Achtergebleven afval op evenemententerrein? Zo kan het worden voorkomen
Grote evenementen brengen vaak een hoop troep met zich mee. Dit was ook het geval op het Zomerspektakel aan het Meer begin juni. Een week later lag her en der nog veel afval in Park Zegersloot. Hoe dat in het vervolg zal worden voorkomen legt het college uit.
Begin juli stelde GroenLinks het college een aantal vragen naar aanleiding van het vervuilde Zegerslootgebied. Zo vroegen zij zich af hoe deze “onwenselijke situaties” in de toekomst kunnen worden voorkomen en hoe dit wordt gehandhaafd.
Het college liet weten dat in de evenementenvergunning een standaard eindcontrole staat vermeld. Voorafgaand vindt een visuele inspectie plaats om de actuele staat van het terrein, zoals groen, verharding, openbare verlichting, straatmeubilair en (zwerf)afval, te controleren. “Na afloop zal weer een schouw plaatsvinden. Bij schade aan het terrein en/of eigendommen van de gemeente zal dit op uw kosten worden hersteld”, aldus het college.
Actualisering van het evenementenbeleid
“Op dit moment wordt het evenementenbeleid geactualiseerd en daarbij wordt ook gekeken naar het verminderen van afval bij evenementen”, vervolgt het college. In dit evenementenbeleid zal rekening worden gehouden met verschillende zaken. Ten eerste zal het college kijken naar een efficiëntere volgorde van het afbouwproces. “Zoals direct na het evenement (zwerf)afval op ruimen en daarna objecten als podia/tenten op te ruimen.”
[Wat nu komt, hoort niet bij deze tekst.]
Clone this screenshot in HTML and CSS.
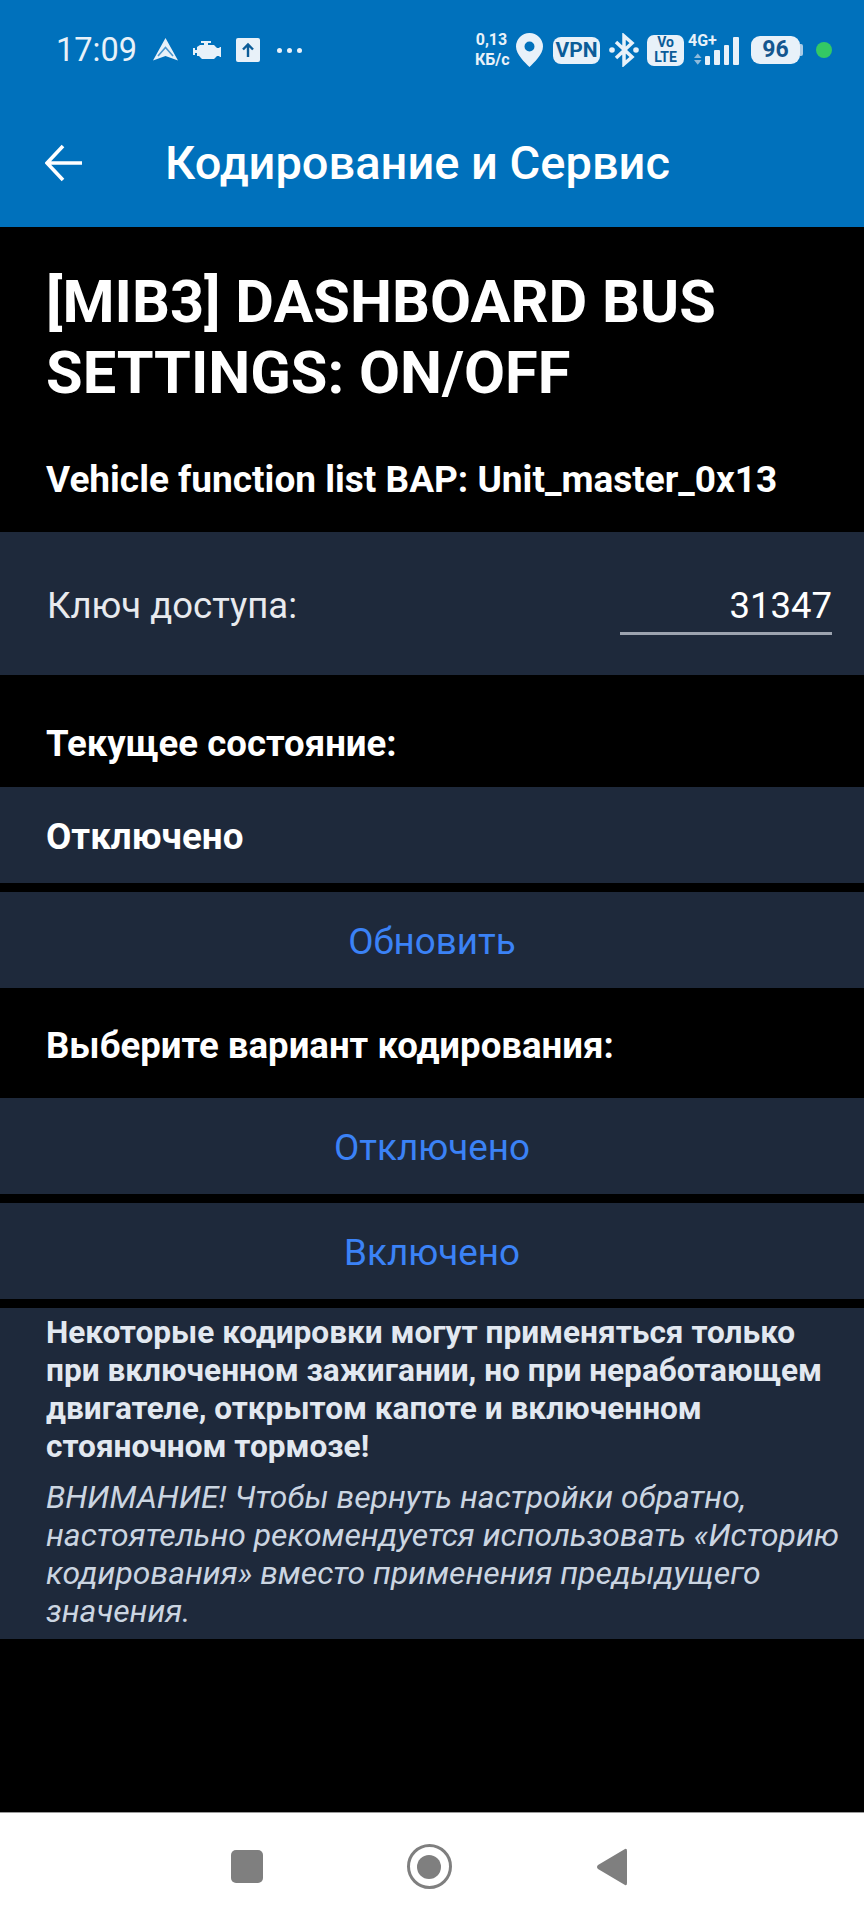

Ook kijken ze naar de haalbaarheid van het verplicht stellen om een afval-, schoonmaak-, of duurzaamheidsplan in te dienen tijdens het aanvragen van een vergunning. Zo kan het afvalbeleid van tevoren al beter worden geregeld. Verder is het ook een mogelijkheid “om een borgsom op te nemen in de vergunning, om vlot na een evenement de schade te kunnen herstellen of afval op te ruimen.”
Naast het aanpassen van regels voor vergunningen en aanpassingen in het evenementenbeleid onderzoekt het college of en hoe herbruikbare drinkbekers zo snel mogelijk verplicht gesteld kunnen worden. Het college hoopt dit nog voor de landelijke verplichting, ingaand vanaf 2024, te kunnen realiseren.